Das wirkt durchdacht, ohne des Guten zu viel zu werden - wie überhaupt die Natürlichkeit überzeugt, mit der sich Wang Mozart nähert. Nur im langsamen Satz bekommt man denn doch den Eindruck, es seien ihr etwas zu wenig der Noten. Denn da gibt sie dem Melodischen einen Gestaltungsüberdruck mit, der es rasch an die Grenze des Sentimentalen bringt, es "zu schön für unsere Ohren" werden lässt. Weshalb Wang denn auch zur Zugabe Mozarts "Rondo alla Turca" in Nachfolge ihrer Kollegen Arcadi Volodos und Fazil Say wieder mit reichlich Nebennoten spickt.

Ein ausgesprochener Abend des Schönklangs blieb das Konzert dennoch. Dass die Wiener Philharmoniker Mozart mit viel Vibrato und oft eher legato spielen, daran muss man sich in Zeiten der historischen Aufführungspraxis erst einmal wieder gewöhnen. Es hätte aber gelingen können, wenn Valery Gergiev nicht mit unscharfer Schlagtechnik für einige diffuse Zonen gesorgt hätte. Doch darf man es aus Münchner Perspektive vielleicht als Referenz begreifen, dass der Chefdirigent der Münchner Philharmoniker eine weltweite Tournee mit den Wiener Philharmonikern nun ausgerechnet in München begann.

Bei Peter Tschaikowskys Manfred-Symphonie im zweiten Teil des Abends jedenfalls ließ sich das Klangbad durchaus genießen. Die Wiener Philharmoniker spielten sie in Riesenbesetzung mit acht Kontrabässen, was dem Klang eine tiefdunkle Grundierung verschafft. Wie von selbst entstehen dann die nachtschwarzen Welten, in die Lord Byron in dem der Symphonie zugrunde liegenden dramatischen Gedicht seinen Titelhelden Manfred führt. Zwar hätte auch hier der zweite Satz ein wenig mehr Präzision vertragen, dafür aber blüht im Thema von Manfreds entschwundener Geliebter Astarte der Streicherklang der Wiener in seiner herrlichen Wärme auf. Gergiev lässt ihm denn auch viel Raum, geht die hochromantische Fantasie in epischer Breite an.

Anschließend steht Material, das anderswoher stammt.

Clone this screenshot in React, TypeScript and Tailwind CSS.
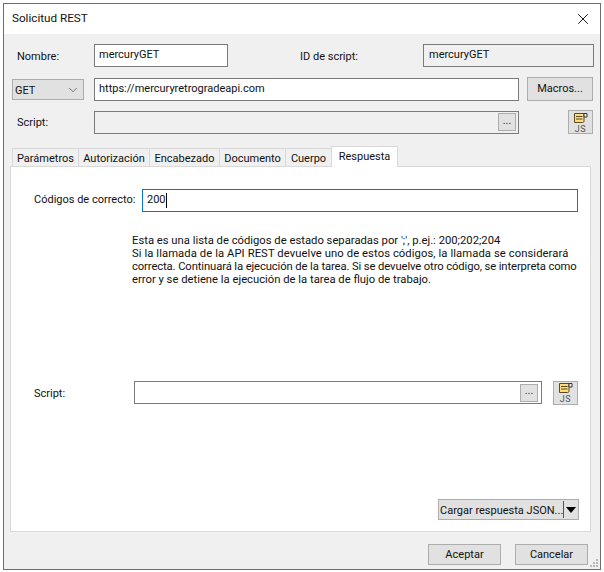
import { ChevronDown, X } from 'lucide-react';

const tabs = [
  { label: 'Parámetros', width: 'w-[66px]' },
  { label: 'Autorización', width: 'w-[71px]' },
  { label: 'Encabezado', width: 'w-[70px]' },
  { label: 'Documento', width: 'w-[66px]' },
  { label: 'Cuerpo', width: 'w-[46px]' },
];

const JsButton = () => (
  <button className="w-[25px] h-[24px] border border-[#adadad] bg-[#e1e1e1] flex items-center justify-center">
    <svg width="17" height="21" viewBox="0 0 17 21">
      <path d="M2.500 1.500h9.500v7.500c0 1-.5 1.500-1.500 1.500H2.500z" fill="#fcdc7c" stroke="#5a4a20" strokeWidth="1" />
      <path d="M12 1.500h3v3.500h-3z" fill="#f3f3f3" stroke="#333" strokeWidth="1" />
      <path d="M4 4.500h6.500M4 7h6.500" stroke="#5a4a20" strokeWidth="1" />
      <text x="8.500" y="19.500" textAnchor="middle" fontSize="9" fill="#555" letterSpacing="0.500" fontFamily="Roboto, sans-serif">JS</text>
    </svg>
  </button>
);

const DotsButton = () => (
  <button className="w-[18px] h-[18px] border border-[#adadad] bg-[#e1e1e1] flex items-center justify-center text-[11px] leading-none pb-1 text-[#333]">
    ...
  </button>
);

export default function App() {
  return (
    <div className="w-[604px] h-[572px] bg-white p-[3px] text-[#111] text-[11px] font-['Roboto','Noto_Sans',sans-serif]">
      <div className="relative w-[598px] h-[567px] border border-[#6d6d6d] bg-[#f0f0f0] flex flex-col">
        {/* Title bar */}
        <div className="h-[30px] bg-white flex items-center justify-between pl-2 pr-[8px] shrink-0">
          <span className="text-[11.7px]">Solicitud REST</span>
          <X size={18} strokeWidth={1.2} className="text-black" />
        </div>

        {/* Nombre row */}
        <div className="flex items-center h-[23px] mt-[10px] ml-[13px]">
          <span className="w-[77px] pt-[3px]">Nombre:</span>
          <div className="w-[134px] h-[23px] border border-[#7a7a7a] bg-white px-1 pt-px leading-[18px]">mercuryGET</div>
          <span className="ml-[72px] w-[123px] pt-[3px]">ID de script:</span>
          <div className="w-[171px] h-[23px] border border-[#7a7a7a] bg-[#f0f0f0] pl-[5px] pt-px leading-[18px]">mercuryGET</div>
        </div>

        {/* URL row */}
        <div className="flex items-start h-[24px] mt-[10px] ml-[8px]">
          <div className="w-[72px] h-[21px] mt-[2px] border border-[#adadad] bg-[#e1e1e1] flex items-center justify-between pl-[2px] pr-[3px]">
            <span className="pt-[3px]">GET</span>
            <ChevronDown size={14} strokeWidth={1.2} className="text-[#444]" />
          </div>
          <div className="ml-[10px] w-[425px] h-[23px] mt-[1px] border border-[#7a7a7a] bg-white px-1 pt-px leading-[18px]">
            https://mercuryretrogradeapi.com
          </div>
          <button className="ml-[8px] w-[66px] h-[24px] border border-[#adadad] bg-[#e1e1e1] pt-px">Macros...</button>
        </div>

        {/* Script row */}
        <div className="flex items-center h-[24px] mt-[9px] ml-[13px]">
          <span className="w-[77px] pt-[3px]">Script:</span>
          <div className="w-[425px] h-[23px] border border-[#7a7a7a] bg-[#f0f0f0] flex items-center justify-end pr-[2px]">
            <DotsButton />
          </div>
          <div className="ml-[49px]">
            <JsButton />
          </div>
        </div>

        {/* Tabs */}
        <div className="flex items-end h-[20px] mt-[12px] ml-[8px] relative z-10">
          {tabs.map((tab) => (
            <div
              key={tab.label}
              className={`${tab.width} h-[18px] border border-[#d9d9d9] border-b-0 border-r-0 bg-[#f0f0f0] text-center pt-px leading-[18px] whitespace-nowrap`}
            >
              {tab.label}
            </div>
          ))}
          <div className="w-[67px] h-[21px] -mb-px border border-[#d9d9d9] border-b-0 bg-white text-center pt-px leading-[17px]">
            Respuesta
          </div>
        </div>

        {/* Panel */}
        <div className="w-[581px] h-[366px] ml-[6px] border border-[#d9d9d9] bg-white flex flex-col">
          <div className="flex items-center h-[23px] mt-[22px] ml-[23px]">
            <span className="w-[108px] whitespace-nowrap">Códigos de correcto:</span>
            <div className="w-[436px] h-[23px] border border-[#0078d7] px-1 flex items-center">
              <span>200</span>
              <span className="w-px h-[15px] bg-black" />
            </div>
          </div>

          <p className="ml-[121px] mt-[22px] w-[450px] text-[11.25px] leading-[13px] whitespace-nowrap">
            <span className="block">Esta es una lista de códigos de estado separadas por ';', p.ej.: 200;202;204</span>
            <span className="block tracking-[0.08px]">Si la llamada de la API REST devuelve uno de estos códigos, la llamada se considerará</span>
            <span className="block tracking-[-0.11px]">correcta. Continuará la ejecución de la tarea. Si se devuelve otro código, se interpreta como</span>
            <span className="block">error y se detiene la ejecución de la tarea de flujo de trabajo.</span>
          </p>

          <div className="flex items-center h-[25px] mt-[94px] ml-[23px]">
            <span className="w-[100px] pt-[3px]">Script:</span>
            <div className="w-[408px] h-[23px] border border-[#7a7a7a] bg-white flex items-center justify-end pr-[3px]">
              <DotsButton />
            </div>
            <div className="ml-[11px]">
              <JsButton />
            </div>
          </div>

          <div className="flex justify-end mt-[94px] mr-[11px]">
            <div className="w-[141px] h-[21px] border border-[#adadad] bg-[#e1e1e1] flex items-center overflow-hidden">
              <span className="flex-1 min-w-0 whitespace-nowrap pt-px leading-[19px] pl-px">Cargar respuesta JSON...</span>
              <span className="w-px h-[17px] bg-[#555] shrink-0" />
              <span className="w-[14px] shrink-0 flex justify-center">
                <span className="w-0 h-0 border-x-[5px] border-x-transparent border-t-[6px] border-t-black" />
              </span>
            </div>
          </div>
        </div>

        {/* Footer */}
        <div className="flex justify-end gap-[14px] mt-[12px] mr-[12px]">
          <button className="w-[73px] h-[21px] border border-[#adadad] bg-[#e1e1e1] pt-px">Aceptar</button>
          <button className="w-[73px] h-[21px] border border-[#adadad] bg-[#e1e1e1] pt-px">Cancelar</button>
        </div>

        {/* Resize grip */}
        <svg className="absolute right-px bottom-px" width="10" height="10" viewBox="0 0 10 10">
          <path d="M7 1h2v2H7zM4 4h2v2H4zM7 4h2v2H7zM1 7h2v2H1zM4 7h2v2H4zM7 7h2v2H7z" fill="#b8b8b8" />
        </svg>
      </div>
    </div>
  );
}
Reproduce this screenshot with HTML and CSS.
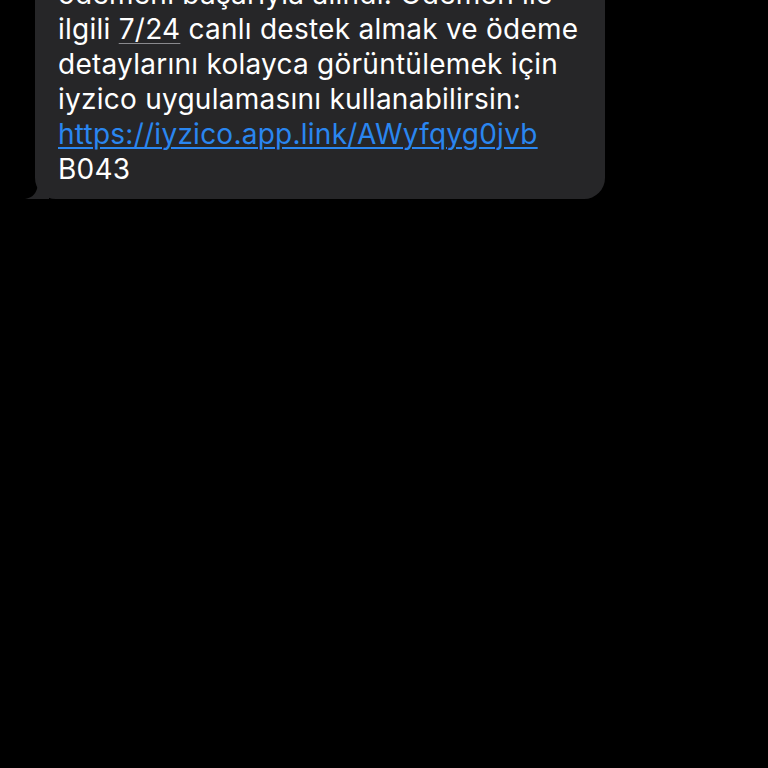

Das läuft mehr auf eine starke Folge atmosphärischer Klangbilder als auf eine dynamisch sich entwickelnde Form hinaus. Doch Gergiev gibt angenehmerweise nirgends noch die Extraportion Pathos obendrauf, die ein sowieso pathetisches Werk kippen lassen könnte. Und im vierten Satz setzt er weniger auf den möglichen Überwältigungseffekt des rasenden Geistertanzes, als auf die Orgel, die am Schluss von der Empore der Philharmonie Manfreds Erlösung verkündet.